🤖 AI Summary
Existing approaches struggle to jointly model conservative (e.g., gravity, elasticity) and non-conservative (e.g., damping, collisional dissipation) physical effects in complex 3D scenes involving contact, deformation, and external forces, often resulting in dynamics that lack physical consistency. This work proposes NEXUS, a novel framework that unifies neural energy fields with Rayleigh-type dissipation for the first time. By representing objects and their dynamic contact relationships through a graph structure, NEXUS implicitly defines forces via differentiable energy and dissipation functions and evolves trajectories using a multi-substep semi-implicit integrator. The method enables composable, end-to-end learning of physically consistent motion generation, significantly outperforming both learned and physics-structured baselines in trajectory prediction and contact-intensive video synthesis across diverse combinations of material properties and physical effects.
📝 Abstract
Physics-grounded video generation requires controllable 3D object dynamics that remain physically consistent under contact, deformation, and external forcing. Existing trajectory-based methods often model isolated physical effects, making it difficult to compose conservative and non-conservative dynamics in contact-rich 3D scenes. We present NEXUS, a neural energy-field framework for contact-rich 3D object dynamics. NEXUS represents each object as a structural graph and constructs dynamic object-object and object-environment contact graphs. Inspired by Hamiltonian Neural Networks, NEXUS formulates motion through scalar energy and dissipation terms rather than directly predicting states or accelerations.
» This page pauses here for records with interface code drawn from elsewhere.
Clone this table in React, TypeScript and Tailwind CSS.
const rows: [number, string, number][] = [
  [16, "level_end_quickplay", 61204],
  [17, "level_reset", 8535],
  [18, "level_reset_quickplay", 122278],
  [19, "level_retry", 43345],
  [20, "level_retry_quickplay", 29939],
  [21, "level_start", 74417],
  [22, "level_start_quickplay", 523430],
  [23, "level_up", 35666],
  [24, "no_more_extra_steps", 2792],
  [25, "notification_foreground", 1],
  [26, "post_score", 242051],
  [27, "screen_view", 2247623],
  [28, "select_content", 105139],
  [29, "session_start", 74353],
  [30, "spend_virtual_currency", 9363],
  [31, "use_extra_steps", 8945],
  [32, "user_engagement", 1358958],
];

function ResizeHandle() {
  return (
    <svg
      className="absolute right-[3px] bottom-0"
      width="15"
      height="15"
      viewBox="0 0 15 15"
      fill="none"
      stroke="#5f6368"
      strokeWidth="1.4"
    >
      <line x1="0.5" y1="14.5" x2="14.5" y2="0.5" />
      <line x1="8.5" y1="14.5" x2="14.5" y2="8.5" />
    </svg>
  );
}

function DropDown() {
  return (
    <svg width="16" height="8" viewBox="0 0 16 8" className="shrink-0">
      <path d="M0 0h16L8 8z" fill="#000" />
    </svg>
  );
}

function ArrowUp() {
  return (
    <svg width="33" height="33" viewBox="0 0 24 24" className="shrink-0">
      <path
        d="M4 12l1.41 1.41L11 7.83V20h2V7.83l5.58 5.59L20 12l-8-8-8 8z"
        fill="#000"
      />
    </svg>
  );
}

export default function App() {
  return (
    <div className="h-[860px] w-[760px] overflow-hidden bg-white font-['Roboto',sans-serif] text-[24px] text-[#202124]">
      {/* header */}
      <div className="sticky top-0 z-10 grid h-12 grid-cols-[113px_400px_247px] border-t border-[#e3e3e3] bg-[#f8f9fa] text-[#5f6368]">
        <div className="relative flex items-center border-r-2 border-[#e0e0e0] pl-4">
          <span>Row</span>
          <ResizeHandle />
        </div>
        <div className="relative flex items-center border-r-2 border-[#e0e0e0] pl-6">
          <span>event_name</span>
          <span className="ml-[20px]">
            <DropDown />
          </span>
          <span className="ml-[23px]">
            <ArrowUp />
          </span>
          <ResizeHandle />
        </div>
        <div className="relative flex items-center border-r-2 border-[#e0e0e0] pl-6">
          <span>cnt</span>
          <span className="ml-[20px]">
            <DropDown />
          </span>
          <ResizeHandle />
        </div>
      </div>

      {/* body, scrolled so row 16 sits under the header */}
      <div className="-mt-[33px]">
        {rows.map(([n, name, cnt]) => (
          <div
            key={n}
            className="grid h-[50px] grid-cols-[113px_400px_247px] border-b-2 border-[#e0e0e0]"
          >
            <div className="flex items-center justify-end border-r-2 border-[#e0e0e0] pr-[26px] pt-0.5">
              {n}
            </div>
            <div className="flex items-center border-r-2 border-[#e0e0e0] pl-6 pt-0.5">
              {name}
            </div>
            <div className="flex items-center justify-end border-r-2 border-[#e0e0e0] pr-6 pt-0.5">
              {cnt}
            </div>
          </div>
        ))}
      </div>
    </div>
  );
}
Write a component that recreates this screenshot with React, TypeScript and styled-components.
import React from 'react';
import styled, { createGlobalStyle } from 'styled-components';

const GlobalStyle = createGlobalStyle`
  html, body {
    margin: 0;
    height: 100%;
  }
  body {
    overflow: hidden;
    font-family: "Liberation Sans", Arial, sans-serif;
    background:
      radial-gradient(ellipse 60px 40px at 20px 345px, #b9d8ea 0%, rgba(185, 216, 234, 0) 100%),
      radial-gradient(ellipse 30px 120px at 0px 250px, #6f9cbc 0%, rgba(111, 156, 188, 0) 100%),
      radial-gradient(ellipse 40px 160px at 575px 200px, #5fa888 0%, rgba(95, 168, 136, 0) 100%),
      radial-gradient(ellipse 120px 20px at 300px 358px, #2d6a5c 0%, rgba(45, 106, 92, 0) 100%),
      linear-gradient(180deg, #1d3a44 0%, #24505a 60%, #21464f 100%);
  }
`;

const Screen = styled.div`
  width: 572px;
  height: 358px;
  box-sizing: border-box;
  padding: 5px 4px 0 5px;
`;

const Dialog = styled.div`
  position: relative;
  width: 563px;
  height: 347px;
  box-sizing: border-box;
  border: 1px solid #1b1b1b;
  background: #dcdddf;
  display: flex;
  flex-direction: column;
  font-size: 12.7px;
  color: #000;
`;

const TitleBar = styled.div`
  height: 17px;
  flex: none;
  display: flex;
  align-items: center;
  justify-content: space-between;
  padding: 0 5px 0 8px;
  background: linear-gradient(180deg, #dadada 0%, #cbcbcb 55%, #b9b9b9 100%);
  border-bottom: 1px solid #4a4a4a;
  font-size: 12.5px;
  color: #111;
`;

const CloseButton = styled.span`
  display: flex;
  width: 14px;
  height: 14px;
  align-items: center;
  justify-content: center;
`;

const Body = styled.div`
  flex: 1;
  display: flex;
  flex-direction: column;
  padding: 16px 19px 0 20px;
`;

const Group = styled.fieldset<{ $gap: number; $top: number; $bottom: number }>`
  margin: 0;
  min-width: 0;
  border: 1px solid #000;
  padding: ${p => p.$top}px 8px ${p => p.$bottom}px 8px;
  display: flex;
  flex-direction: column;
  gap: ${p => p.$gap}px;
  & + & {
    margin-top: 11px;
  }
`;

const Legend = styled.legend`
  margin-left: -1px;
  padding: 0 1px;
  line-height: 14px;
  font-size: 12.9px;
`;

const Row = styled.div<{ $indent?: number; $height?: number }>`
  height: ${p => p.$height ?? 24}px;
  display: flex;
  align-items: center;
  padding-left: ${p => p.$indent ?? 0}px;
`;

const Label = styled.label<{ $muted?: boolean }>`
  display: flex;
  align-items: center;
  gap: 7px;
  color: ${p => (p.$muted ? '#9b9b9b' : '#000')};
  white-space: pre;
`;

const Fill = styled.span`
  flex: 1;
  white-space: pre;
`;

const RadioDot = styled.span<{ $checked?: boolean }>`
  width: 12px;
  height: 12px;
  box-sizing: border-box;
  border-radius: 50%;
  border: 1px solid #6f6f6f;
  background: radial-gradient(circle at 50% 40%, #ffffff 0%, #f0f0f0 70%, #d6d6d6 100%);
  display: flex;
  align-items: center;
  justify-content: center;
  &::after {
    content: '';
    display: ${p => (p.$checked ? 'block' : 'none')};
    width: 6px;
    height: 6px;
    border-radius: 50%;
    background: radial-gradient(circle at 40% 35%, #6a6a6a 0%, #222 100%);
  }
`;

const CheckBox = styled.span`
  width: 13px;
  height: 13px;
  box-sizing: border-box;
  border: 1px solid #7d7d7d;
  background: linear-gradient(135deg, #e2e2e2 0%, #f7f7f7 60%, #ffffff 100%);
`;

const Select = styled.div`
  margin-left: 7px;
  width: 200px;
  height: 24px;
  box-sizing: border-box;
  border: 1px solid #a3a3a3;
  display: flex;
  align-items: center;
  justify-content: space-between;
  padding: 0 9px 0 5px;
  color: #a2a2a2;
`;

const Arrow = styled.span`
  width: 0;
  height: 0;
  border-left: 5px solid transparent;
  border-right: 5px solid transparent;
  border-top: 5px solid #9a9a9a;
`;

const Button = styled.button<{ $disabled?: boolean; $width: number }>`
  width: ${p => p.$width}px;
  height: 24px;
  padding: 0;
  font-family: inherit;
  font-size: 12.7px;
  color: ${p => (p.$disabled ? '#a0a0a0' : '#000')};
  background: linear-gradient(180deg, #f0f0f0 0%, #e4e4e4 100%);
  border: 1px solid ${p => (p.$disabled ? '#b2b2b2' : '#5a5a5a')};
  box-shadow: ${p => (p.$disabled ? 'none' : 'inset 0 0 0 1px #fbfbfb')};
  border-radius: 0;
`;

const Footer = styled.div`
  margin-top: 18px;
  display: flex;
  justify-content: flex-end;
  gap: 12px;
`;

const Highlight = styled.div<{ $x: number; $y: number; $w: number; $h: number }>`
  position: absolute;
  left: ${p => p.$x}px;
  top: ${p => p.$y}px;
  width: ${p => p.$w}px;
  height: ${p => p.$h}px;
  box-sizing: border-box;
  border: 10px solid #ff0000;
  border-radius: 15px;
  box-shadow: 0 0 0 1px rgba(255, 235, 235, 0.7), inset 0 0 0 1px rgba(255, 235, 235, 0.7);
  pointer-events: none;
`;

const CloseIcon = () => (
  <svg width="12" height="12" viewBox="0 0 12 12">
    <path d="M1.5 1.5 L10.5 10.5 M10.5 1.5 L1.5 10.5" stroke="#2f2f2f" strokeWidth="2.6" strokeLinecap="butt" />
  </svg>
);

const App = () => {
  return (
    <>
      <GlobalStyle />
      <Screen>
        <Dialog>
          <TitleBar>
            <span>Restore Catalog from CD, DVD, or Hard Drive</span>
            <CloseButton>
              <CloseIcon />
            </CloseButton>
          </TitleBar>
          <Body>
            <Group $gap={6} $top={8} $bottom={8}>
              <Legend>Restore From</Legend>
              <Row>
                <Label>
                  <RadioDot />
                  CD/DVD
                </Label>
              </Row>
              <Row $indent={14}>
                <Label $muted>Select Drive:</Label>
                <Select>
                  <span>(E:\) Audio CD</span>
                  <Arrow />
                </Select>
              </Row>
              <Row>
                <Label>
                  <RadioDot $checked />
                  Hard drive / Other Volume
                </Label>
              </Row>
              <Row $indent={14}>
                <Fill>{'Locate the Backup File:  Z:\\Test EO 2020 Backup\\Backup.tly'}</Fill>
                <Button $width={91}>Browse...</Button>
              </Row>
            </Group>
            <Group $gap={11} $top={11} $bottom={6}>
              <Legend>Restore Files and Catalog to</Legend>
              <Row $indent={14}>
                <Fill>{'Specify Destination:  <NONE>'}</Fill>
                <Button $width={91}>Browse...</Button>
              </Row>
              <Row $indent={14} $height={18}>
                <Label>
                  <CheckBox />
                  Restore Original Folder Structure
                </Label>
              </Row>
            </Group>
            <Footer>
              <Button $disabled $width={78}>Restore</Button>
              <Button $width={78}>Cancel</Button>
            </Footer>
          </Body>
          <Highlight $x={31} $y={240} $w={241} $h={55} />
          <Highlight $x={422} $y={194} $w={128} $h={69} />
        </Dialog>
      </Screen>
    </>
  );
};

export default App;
Conservative effects, including gravity and elastic deformation, are composed as additive energy terms, while non-conservative effects such as damping and impact-induced energy loss are modeled with learned Rayleigh-style dissipation. Forces are derived by differentiating the energy and dissipation functions and rolled out with a multi-substep semi-implicit integrator. Across controlled trajectory benchmarks, NEXUS improves long-horizon accuracy over representative learned and physics-structured dynamics baselines under varying mechanical properties and physical-effect compositions. We further show that NEXUS trajectories provide effective guidance for contact-rich video generation, improving physical plausibility while maintaining competitive visual quality.